Hace cosa de un año, mi cuñada y su marido decidieron alquilar por Airbnb una de las habitaciones que tienen libres. Creyeron poder sacar así un dinerito y durante unos meses se las dieron de cucos. Alentados por el éxito inicial, pensaron que sería una buena idea utilizar los contactos que conseguían a través de Airbnb para hacer contratos de subalquiler de larga duración a espaldas de la plataforma. Y, como la avaricia rompe el saco, se encontraron con que de repente vivía en su casa un señor desconocido.
Yo pasé algunos meses en un piso compartido y recuerdo haber visto unos restos de comida tan pegados a la cacerola que hubo que tirarla; el novio de una chica que vivía allí escalaba la fachada para entrar por la ventana, arrancando de paso los cables del teléfono; alguien rompió el aspirador de Kathleen en una sesión de parafilia y yo mismo tiré una taza de café —llena— contra una pared que hasta ese momento había sido blanca.
En comparación, lo que hace el subinquilino de mi cuñada es lo que haría alguien con unos modales exquisitos: meter los platos en el lavavajillas conforme a un sistema propio, intentar calentar una cazuela de barro en la placa de inducción, olvidarse de posar los vasos en los posavasos, pasar de cambiar las fundas del edredón nórdico y dejar en cualquier parte los canutos del papel higiénico. Lo más raro que puede achacársele a este individuo es que, en cuanto entra al aseo, tira de la cadena. Parece que en Irán, de donde procede, se tira de la cadena para espantar a las serpientes; en Hamburgo, la reacción que deberían tener las serpientes la tiene mi cuñada.

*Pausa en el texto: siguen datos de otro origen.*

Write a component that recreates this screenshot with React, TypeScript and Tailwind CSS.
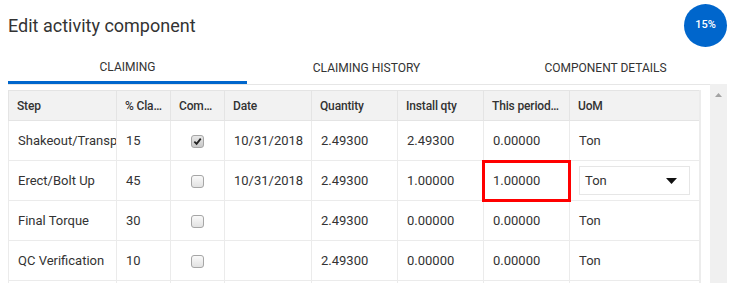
import React from 'react';

type Row = {
  step: string;
  pct: string;
  done: boolean;
  date: string;
  qty: string;
  install: string;
  period: string;
  editing?: boolean;
};

const rows: Row[] = [
  { step: 'Shakeout/Transport', pct: '15', done: true, date: '10/31/2018', qty: '2.49300', install: '2.49300', period: '0.00000' },
  { step: 'Erect/Bolt Up', pct: '45', done: false, date: '10/31/2018', qty: '2.49300', install: '1.00000', period: '1.00000', editing: true },
  { step: 'Final Torque', pct: '30', done: false, date: '', qty: '2.49300', install: '0.00000', period: '0.00000' },
  { step: 'QC Verification', pct: '10', done: false, date: '', qty: '2.49300', install: '0.00000', period: '0.00000' },
];

const tabs = ['Claiming', 'Claiming history', 'Component details'];

const Checkbox = ({ checked }: { checked: boolean }) => (
  <span
    className={`inline-flex items-center justify-center w-[13px] h-[13px] rounded-[3px] border border-[#a6a6a6] align-middle ${
      checked ? 'bg-gradient-to-b from-[#e8e8e8] to-[#c8c8c8]' : 'bg-gradient-to-b from-[#fafafa] to-[#e2e2e2]'
    }`}
  >
    {checked && (
      <svg width="9" height="9" viewBox="0 0 10 10">
        <path d="M1.5 5.2 L4 7.6 L8.6 1.8" fill="none" stroke="#222" strokeWidth="2" />
      </svg>
    )}
  </span>
);

export default function App() {
  const cell = 'h-10 px-[9px] border border-[#ebebeb] text-[13px] text-[#333] align-middle whitespace-nowrap overflow-hidden';
  const head = 'h-[30px] pl-[8px] pr-[8px] border border-[#e4e4e4] text-[12px] tracking-[-0.15px] font-medium text-[#333] text-left align-middle whitespace-nowrap overflow-hidden text-ellipsis';

  return (
    <div className="w-[731px] h-[283px] overflow-hidden bg-white font-['Roboto',sans-serif]">
      {/* title + progress */}
      <div className="flex items-start justify-between pl-2 pr-1 pt-1">
        <h1 className="mt-[10px] text-[18px] text-[#333] leading-6">Edit activity component</h1>
        <div className="w-[43px] h-[43px] rounded-full bg-[#0066cc] flex items-center justify-center text-white text-[11px] font-medium">
          15%
        </div>
      </div>

      {/* tabs */}
      <div className="flex ml-2 mr-[21px] mt-[3px] border-b border-[#e6e6e6]">
        {tabs.map((t, i) => (
          <div
            key={t}
            className={`w-[239px] shrink-0 h-[34px] flex items-center justify-center uppercase text-[12px] text-[#333] ${
              i === 0 ? 'border-b-[3px] border-[#0066cc] -mb-px pt-[3px]' : 'pt-px'
            }`}
          >
            {t}
          </div>
        ))}
      </div>

      {/* grid + scrollbar */}
      <div className="flex">
        <div className="pl-2 pt-[5px]">
          <table className="w-[691px] table-fixed border-collapse border-r-2 border-r-[#ececec]">
            <colgroup>
              <col className="w-[108px]" />
              <col className="w-[54px]" />
              <col className="w-[54px]" />
              <col className="w-[87px]" />
              <col className="w-[86px]" />
              <col className="w-[86px]" />
              <col className="w-[86px]" />
              <col className="w-[130px]" />
            </colgroup>
            <thead className="bg-[#f2f2f2]">
              <tr>
                <th className={head}>Step</th>
                <th className={head}>% Claimed</th>
                <th className={head}>Complete</th>
                <th className={head}>Date</th>
                <th className={head}>Quantity</th>
                <th className={head}>Install qty</th>
                <th className={head}>This period qty</th>
                <th className={head}>UoM</th>
              </tr>
            </thead>
            <tbody>
              {rows.map((r) => (
                <tr key={r.step}>
                  <td className={`${cell} text-clip`}>{r.step}</td>
                  <td className={cell}>{r.pct}</td>
                  <td className={`${cell} text-center`}>
                    <Checkbox checked={r.done} />
                  </td>
                  <td className={cell}>{r.date}</td>
                  <td className={cell}>{r.qty}</td>
                  <td className={cell}>{r.install}</td>
                  <td className={`${cell} relative overflow-visible`}>
                    {r.editing && (
                      <span className="absolute -left-[2px] -top-px -right-[2px] -bottom-[2px] border-[3px] border-[#ff0000]" />
                    )}
                    {r.period}
                  </td>
                  <td className={cell}>
                    {r.editing ? (
                      <div className="h-[29px] flex items-center justify-between border border-[#e6e6e6] pl-[5px] pr-[12px]">
                        <span>Ton</span>
                        <svg width="11" height="6" viewBox="0 0 11 6">
                          <path d="M0 0 H11 L5.5 6 Z" fill="#111" />
                        </svg>
                      </div>
                    ) : (
                      'Ton'
                    )}
                  </td>
                </tr>
              ))}
              <tr>
                {Array.from({ length: 8 }).map((_, i) => (
                  <td key={i} className={cell}></td>
                ))}
              </tr>
            </tbody>
          </table>
        </div>
        <div className="ml-auto mr-1 -mt-px w-[17px] h-[200px] bg-[#f0f0f0] flex justify-center pt-[9px]">
          <svg width="7" height="4" viewBox="0 0 7 4">
            <path d="M0 4 L3.5 0 L7 4 Z" fill="#a3a3a3" />
          </svg>
        </div>
      </div>
    </div>
  );
}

Y es por esa razón por la que mi cuñada ha deshecho su maleta en la habitación que tenemos libre, ha transformado la mesa del comedor en su despacho, mete los cubiertos donde buenamente cree que debe meterlos y tiene puesta de la mañana a la noche una cadena de radio que echa exclusivamente música navideña. Es verdad que también recoge al niño de la guardería, y que cada día se pasa un buen rato entreteniéndolo, por lo que esta semana casi he podido hacer mi trabajo medio bien. Pero no me renta —como me dicen que se dice ahora— tener que escuchar todos los días a George Michael cantando Last Christmas I Gave You My Heart. Así que he empezado a repasar la lista de cumpleaños de mis amigos capricornio —tengo muchos amigos capricornio—, y estoy intentando determinar a cuál quiero menos para hacerle una visita sorpresa.